> Collected data:

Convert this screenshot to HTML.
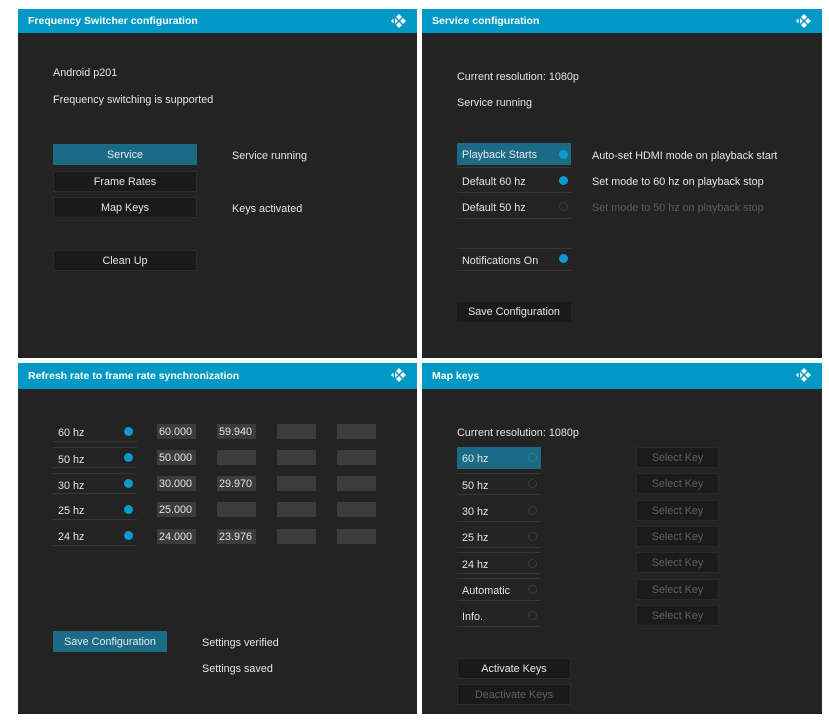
<!DOCTYPE html>
<html><head><meta charset="utf-8"><style>
*{margin:0;padding:0;box-sizing:border-box}
body{width:829px;height:727px;background:#fff;position:relative;overflow:hidden;font-family:"Liberation Sans",sans-serif;font-size:10.8px;color:#e4e4e4}
.p{position:absolute;background:#232323}
.h{position:absolute;left:0;right:0;top:0;height:24px;background:#0099c6;color:#fff;font-weight:bold;font-size:10.5px;line-height:24px;padding-left:10px}
.h svg{position:absolute;right:10px;top:4px}
.a{position:absolute;white-space:nowrap;margin-top:1px}
.b{position:absolute;background:#1a1a1a;text-align:center;border:1px solid #2c2c2c;line-height:21px}
.f{background:#1c6b86;border-color:#1c6b86;color:#e8e8e8}
.r{position:absolute;border-bottom:1px solid #363636;line-height:24px;padding-left:5px}
.d{position:absolute;width:9px;height:9px;border-radius:50%;background:#0a9ad0}
.o{position:absolute;width:9px;height:9px;border-radius:50%;border:1px solid #3a3a3a}
.x{position:absolute;background:#3c3c3c;height:15px;line-height:17px;padding-left:2px;width:39px}
.k{position:absolute;background:#1b1b1b;border:1px solid #2a2a2a;color:#5f5f5f;text-align:center;width:83px;height:21px;line-height:21px}
</style></head><body>
<svg width="0" height="0" style="position:absolute"><defs><g id="kd" fill="#fff"><path d="M2 8 L4.5 5.5 L4.5 10.5Z"/><path d="M10 1 L13 4 L10 7 L7 4Z"/><path d="M14 5 L17 8 L14 11 L11 8Z"/><path d="M10 9 L13 12 L10 15 L7 12Z"/><path d="M6 5 L9 8 L6 11Z" opacity=".9"/></g></defs></svg>

<div class="p" style="left:18px;top:9px;width:399px;height:349px">
<div class="h">Frequency Switcher configuration<svg width="18" height="16"><use href="#kd"/></svg></div>
<div class="a" style="left:35px;top:57px">Android p201</div>
<div class="a" style="left:35px;top:84px">Frequency switching is supported</div>
<div class="b f" style="left:35px;top:135px;width:144px;height:21px">Service</div>
<div class="b" style="left:35px;top:162px;width:144px;height:21px">Frame Rates</div>
<div class="b" style="left:35px;top:188px;width:144px;height:21px">Map Keys</div>
<div class="b" style="left:35px;top:241px;width:144px;height:21px">Clean Up</div>
<div class="a" style="left:214px;top:140px">Service running</div>
<div class="a" style="left:214px;top:193px">Keys activated</div>
</div>

<div class="p" style="left:422px;top:9px;width:400px;height:349px">
<div class="h">Service configuration<svg width="18" height="16"><use href="#kd"/></svg></div>
<div class="a" style="left:35px;top:61px">Current resolution: 1080p</div>
<div class="a" style="left:35px;top:87px">Service running</div>
<div class="r f" style="left:35px;top:134px;width:114px;height:22px;border:none">Playback Starts</div><div class="d" style="left:137px;top:141px"></div>
<div style="position:absolute;left:35px;top:158px;width:114px;border-top:1px solid #363636"></div>
<div class="r" style="left:35px;top:161px;width:114px;height:23px">Default 60 hz</div><div class="d" style="left:137px;top:167px"></div>
<div class="r" style="left:35px;top:187px;width:114px;height:23px">Default 50 hz</div><div class="o" style="left:137px;top:193px"></div>
<div style="position:absolute;left:35px;top:239px;width:114px;border-top:1px solid #363636"></div>
<div class="r" style="left:35px;top:240px;width:114px;height:22px">Notifications On</div><div class="d" style="left:137px;top:245px"></div>
<div class="a" style="left:170px;top:140px">Auto-set HDMI mode on playback start</div>
<div class="a" style="left:170px;top:166px">Set mode to 60 hz on playback stop</div>
<div class="a" style="left:170px;top:192px;color:#5a5a5a">Set mode to 50 hz on playback stop</div>
<div class="b" style="left:35px;top:293px;width:114px;height:20px;border:none">Save Configuration</div>
</div>

<div class="p" style="left:18px;top:363px;width:399px;height:351px">
<div class="h" style="height:26px;line-height:26px">Refresh rate to frame rate synchronization<svg width="18" height="16"><use href="#kd"/></svg></div>
<div class="r" style="left:35px;top:58px;width:84px;height:21px">60 hz</div><div class="d" style="left:106px;top:64px"></div>
<div class="r" style="left:35px;top:84px;width:84px;height:21px;border-top:1px solid #363636">50 hz</div><div class="d" style="left:106px;top:90px"></div>
<div class="r" style="left:35px;top:110px;width:84px;height:21px;border-top:1px solid #363636">30 hz</div><div class="d" style="left:106px;top:116px"></div>
<div class="r" style="left:35px;top:136px;width:84px;height:21px">25 hz</div><div class="d" style="left:106px;top:142px"></div>
<div class="r" style="left:35px;top:162px;width:84px;height:21px">24 hz</div><div class="d" style="left:106px;top:168px"></div>
<div class="x" style="left:139px;top:61px">60.000</div><div class="x" style="left:199px;top:61px">59.940</div><div class="x" style="left:259px;top:61px"></div><div class="x" style="left:319px;top:61px"></div>
<div class="x" style="left:139px;top:87px">50.000</div><div class="x" style="left:199px;top:87px"></div><div class="x" style="left:259px;top:87px"></div><div class="x" style="left:319px;top:87px"></div>
<div class="x" style="left:139px;top:113px">30.000</div><div class="x" style="left:199px;top:113px">29.970</div><div class="x" style="left:259px;top:113px"></div><div class="x" style="left:319px;top:113px"></div>
<div class="x" style="left:139px;top:139px">25.000</div><div class="x" style="left:199px;top:139px"></div><div class="x" style="left:259px;top:139px"></div><div class="x" style="left:319px;top:139px"></div>
<div class="x" style="left:139px;top:166px">24.000</div><div class="x" style="left:199px;top:166px">23.976</div><div class="x" style="left:259px;top:166px"></div><div class="x" style="left:319px;top:166px"></div>
<div class="b f" style="left:35px;top:268px;width:114px;height:21px">Save Configuration</div>
<div class="a" style="left:184px;top:273px">Settings verified</div>
<div class="a" style="left:184px;top:299px">Settings saved</div>
</div>

<div class="p" style="left:422px;top:363px;width:400px;height:351px">
<div class="h" style="height:26px;line-height:26px">Map keys<svg width="18" height="16"><use href="#kd"/></svg></div>
<div class="a" style="left:35px;top:63px">Current resolution: 1080p</div>
<div class="r f" style="left:35px;top:84px;width:84px;height:22px;border:none">60 hz</div><div class="o" style="left:106px;top:90px;border-color:#2f7a94"></div>
<div class="r" style="left:35px;top:110px;width:84px;height:22px;border-top:1px solid #363636">50 hz</div><div class="o" style="left:106px;top:116px"></div>
<div class="r" style="left:35px;top:137px;width:84px;height:22px">30 hz</div><div class="o" style="left:106px;top:143px"></div>
<div class="r" style="left:35px;top:163px;width:84px;height:22px">25 hz</div><div class="o" style="left:106px;top:169px"></div>
<div class="r" style="left:35px;top:189px;width:84px;height:22px;border-top:1px solid #363636">24 hz</div><div class="o" style="left:106px;top:196px"></div>
<div class="r" style="left:35px;top:215px;width:84px;height:23px;border-top:1px solid #363636">Automatic</div><div class="o" style="left:106px;top:222px"></div>
<div class="r" style="left:35px;top:242px;width:84px;height:22px">Info.</div><div class="o" style="left:106px;top:248px"></div>
<div class="k" style="left:214px;top:84px">Select Key</div>
<div class="k" style="left:214px;top:110px">Select Key</div>
<div class="k" style="left:214px;top:137px">Select Key</div>
<div class="k" style="left:214px;top:163px">Select Key</div>
<div class="k" style="left:214px;top:189px">Select Key</div>
<div class="k" style="left:214px;top:216px">Select Key</div>
<div class="k" style="left:214px;top:242px">Select Key</div>
<div class="b" style="left:35px;top:295px;width:114px;height:21px">Activate Keys</div>
<div class="b" style="left:35px;top:321px;width:114px;height:21px;color:#5f5f5f">Deactivate Keys</div>
</div>
</body></html>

> Task prompt: Repeat the material above word for word and skip every image in it.

> Solution for this problem:
Convert this screenshot to HTML.
<!DOCTYPE html>
<html><head><meta charset="utf-8"><style>
*{margin:0;padding:0;box-sizing:border-box}
body{width:829px;height:727px;background:#fff;position:relative;overflow:hidden;font-family:"Liberation Sans",sans-serif;font-size:10.8px;color:#e4e4e4}
.p{position:absolute;background:#232323}
.h{position:absolute;left:0;right:0;top:0;height:24px;background:#0099c6;color:#fff;font-weight:bold;font-size:10.5px;line-height:24px;padding-left:10px}
.h svg{position:absolute;right:10px;top:4px}
.a{position:absolute;white-space:nowrap;margin-top:1px}
.b{position:absolute;background:#1a1a1a;text-align:center;border:1px solid #2c2c2c;line-height:21px}
.f{background:#1c6b86;border-color:#1c6b86;color:#e8e8e8}
.r{position:absolute;border-bottom:1px solid #363636;line-height:24px;padding-left:5px}
.d{position:absolute;width:9px;height:9px;border-radius:50%;background:#0a9ad0}
.o{position:absolute;width:9px;height:9px;border-radius:50%;border:1px solid #3a3a3a}
.x{position:absolute;background:#3c3c3c;height:15px;line-height:17px;padding-left:2px;width:39px}
.k{position:absolute;background:#1b1b1b;border:1px solid #2a2a2a;color:#5f5f5f;text-align:center;width:83px;height:21px;line-height:21px}
</style></head><body>
<svg width="0" height="0" style="position:absolute"><defs><g id="kd" fill="#fff"><path d="M2 8 L4.5 5.5 L4.5 10.5Z"/><path d="M10 1 L13 4 L10 7 L7 4Z"/><path d="M14 5 L17 8 L14 11 L11 8Z"/><path d="M10 9 L13 12 L10 15 L7 12Z"/><path d="M6 5 L9 8 L6 11Z" opacity=".9"/></g></defs></svg>

<div class="p" style="left:18px;top:9px;width:399px;height:349px">
<div class="h">Frequency Switcher configuration<svg width="18" height="16"><use href="#kd"/></svg></div>
<div class="a" style="left:35px;top:57px">Android p201</div>
<div class="a" style="left:35px;top:84px">Frequency switching is supported</div>
<div class="b f" style="left:35px;top:135px;width:144px;height:21px">Service</div>
<div class="b" style="left:35px;top:162px;width:144px;height:21px">Frame Rates</div>
<div class="b" style="left:35px;top:188px;width:144px;height:21px">Map Keys</div>
<div class="b" style="left:35px;top:241px;width:144px;height:21px">Clean Up</div>
<div class="a" style="left:214px;top:140px">Service running</div>
<div class="a" style="left:214px;top:193px">Keys activated</div>
</div>

<div class="p" style="left:422px;top:9px;width:400px;height:349px">
<div class="h">Service configuration<svg width="18" height="16"><use href="#kd"/></svg></div>
<div class="a" style="left:35px;top:61px">Current resolution: 1080p</div>
<div class="a" style="left:35px;top:87px">Service running</div>
<div class="r f" style="left:35px;top:134px;width:114px;height:22px;border:none">Playback Starts</div><div class="d" style="left:137px;top:141px"></div>
<div style="position:absolute;left:35px;top:158px;width:114px;border-top:1px solid #363636"></div>
<div class="r" style="left:35px;top:161px;width:114px;height:23px">Default 60 hz</div><div class="d" style="left:137px;top:167px"></div>
<div class="r" style="left:35px;top:187px;width:114px;height:23px">Default 50 hz</div><div class="o" style="left:137px;top:193px"></div>
<div style="position:absolute;left:35px;top:239px;width:114px;border-top:1px solid #363636"></div>
<div class="r" style="left:35px;top:240px;width:114px;height:22px">Notifications On</div><div class="d" style="left:137px;top:245px"></div>
<div class="a" style="left:170px;top:140px">Auto-set HDMI mode on playback start</div>
<div class="a" style="left:170px;top:166px">Set mode to 60 hz on playback stop</div>
<div class="a" style="left:170px;top:192px;color:#5a5a5a">Set mode to 50 hz on playback stop</div>
<div class="b" style="left:35px;top:293px;width:114px;height:20px;border:none">Save Configuration</div>
</div>

<div class="p" style="left:18px;top:363px;width:399px;height:351px">
<div class="h" style="height:26px;line-height:26px">Refresh rate to frame rate synchronization<svg width="18" height="16"><use href="#kd"/></svg></div>
<div class="r" style="left:35px;top:58px;width:84px;height:21px">60 hz</div><div class="d" style="left:106px;top:64px"></div>
<div class="r" style="left:35px;top:84px;width:84px;height:21px;border-top:1px solid #363636">50 hz</div><div class="d" style="left:106px;top:90px"></div>
<div class="r" style="left:35px;top:110px;width:84px;height:21px;border-top:1px solid #363636">30 hz</div><div class="d" style="left:106px;top:116px"></div>
<div class="r" style="left:35px;top:136px;width:84px;height:21px">25 hz</div><div class="d" style="left:106px;top:142px"></div>
<div class="r" style="left:35px;top:162px;width:84px;height:21px">24 hz</div><div class="d" style="left:106px;top:168px"></div>
<div class="x" style="left:139px;top:61px">60.000</div><div class="x" style="left:199px;top:61px">59.940</div><div class="x" style="left:259px;top:61px"></div><div class="x" style="left:319px;top:61px"></div>
<div class="x" style="left:139px;top:87px">50.000</div><div class="x" style="left:199px;top:87px"></div><div class="x" style="left:259px;top:87px"></div><div class="x" style="left:319px;top:87px"></div>
<div class="x" style="left:139px;top:113px">30.000</div><div class="x" style="left:199px;top:113px">29.970</div><div class="x" style="left:259px;top:113px"></div><div class="x" style="left:319px;top:113px"></div>
<div class="x" style="left:139px;top:139px">25.000</div><div class="x" style="left:199px;top:139px"></div><div class="x" style="left:259px;top:139px"></div><div class="x" style="left:319px;top:139px"></div>
<div class="x" style="left:139px;top:166px">24.000</div><div class="x" style="left:199px;top:166px">23.976</div><div class="x" style="left:259px;top:166px"></div><div class="x" style="left:319px;top:166px"></div>
<div class="b f" style="left:35px;top:268px;width:114px;height:21px">Save Configuration</div>
<div class="a" style="left:184px;top:273px">Settings verified</div>
<div class="a" style="left:184px;top:299px">Settings saved</div>
</div>

<div class="p" style="left:422px;top:363px;width:400px;height:351px">
<div class="h" style="height:26px;line-height:26px">Map keys<svg width="18" height="16"><use href="#kd"/></svg></div>
<div class="a" style="left:35px;top:63px">Current resolution: 1080p</div>
<div class="r f" style="left:35px;top:84px;width:84px;height:22px;border:none">60 hz</div><div class="o" style="left:106px;top:90px;border-color:#2f7a94"></div>
<div class="r" style="left:35px;top:110px;width:84px;height:22px;border-top:1px solid #363636">50 hz</div><div class="o" style="left:106px;top:116px"></div>
<div class="r" style="left:35px;top:137px;width:84px;height:22px">30 hz</div><div class="o" style="left:106px;top:143px"></div>
<div class="r" style="left:35px;top:163px;width:84px;height:22px">25 hz</div><div class="o" style="left:106px;top:169px"></div>
<div class="r" style="left:35px;top:189px;width:84px;height:22px;border-top:1px solid #363636">24 hz</div><div class="o" style="left:106px;top:196px"></div>
<div class="r" style="left:35px;top:215px;width:84px;height:23px;border-top:1px solid #363636">Automatic</div><div class="o" style="left:106px;top:222px"></div>
<div class="r" style="left:35px;top:242px;width:84px;height:22px">Info.</div><div class="o" style="left:106px;top:248px"></div>
<div class="k" style="left:214px;top:84px">Select Key</div>
<div class="k" style="left:214px;top:110px">Select Key</div>
<div class="k" style="left:214px;top:137px">Select Key</div>
<div class="k" style="left:214px;top:163px">Select Key</div>
<div class="k" style="left:214px;top:189px">Select Key</div>
<div class="k" style="left:214px;top:216px">Select Key</div>
<div class="k" style="left:214px;top:242px">Select Key</div>
<div class="b" style="left:35px;top:295px;width:114px;height:21px">Activate Keys</div>
<div class="b" style="left:35px;top:321px;width:114px;height:21px;color:#5f5f5f">Deactivate Keys</div>
</div>
</body></html>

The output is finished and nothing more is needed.